Entities with substituted accounting periods
The required dates for reporting, creating and issuing exploration credits and other actions under the EDI are the same for all entities. This means that entities with substituted accounting periods will need to estimate the amount of greenfields minerals expenditure they still expect to incur during the remainder of their income year.
Distribution of exploration credits
The EDI legislation provides that participating greenfields minerals exploration companies must distribute exploration credits proportionately to all shareholders, unless they make an irrevocable choice for exploration credits only to be distributed to holders of shares issued on or after 1 July 2014. Such a choice must be made before any exploration credits are issued.

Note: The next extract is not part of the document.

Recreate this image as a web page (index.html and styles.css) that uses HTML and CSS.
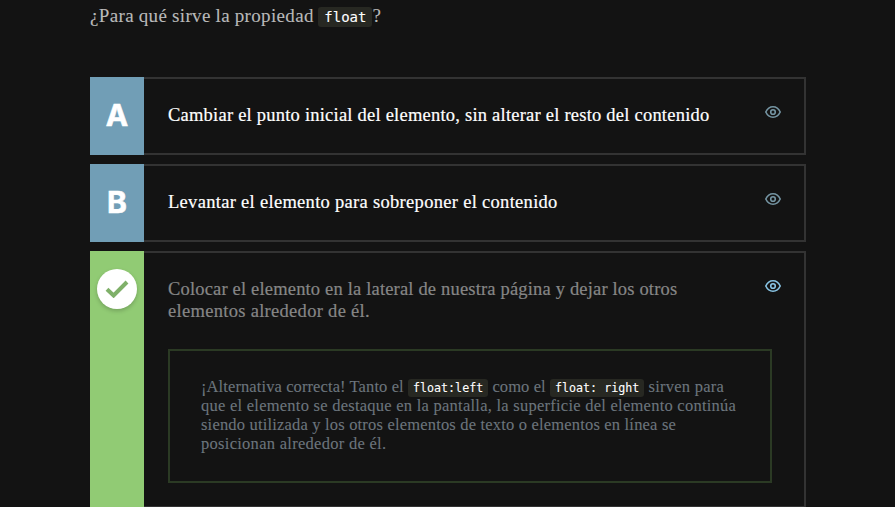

If a company chooses to provide exploration credits only to holders of shares issued on or after 1 July 2014, these shares will need to be treated as a separate class of share as different rights are attached to them. This will have implications for listed companies.
Steps to participate in the EDI
- Lodge the ‘Exploration Development Incentive Participation’ form with the ATO by 30 September found here.
This form advises the ATO of an entity’s estimated eligible exploration expenditure and estimated tax loss for the previous income year.
- Apply the modulation factor published by the ATO to determine the exploration credits to be created.
- Notify shareholders of their credit entitlement in the approved form before 30 June following the publication of the modulation factor.
The ATO have advised that the approved form will be available before December 2015.
- Cancel the entity’s tax losses to account for the exploration credits created.
- Lodge the ‘Exploration Company Exploration Credit Distribution Report’ with the ATO.
Information on how and when to lodge this Report will be provided by the ATO in early 2016.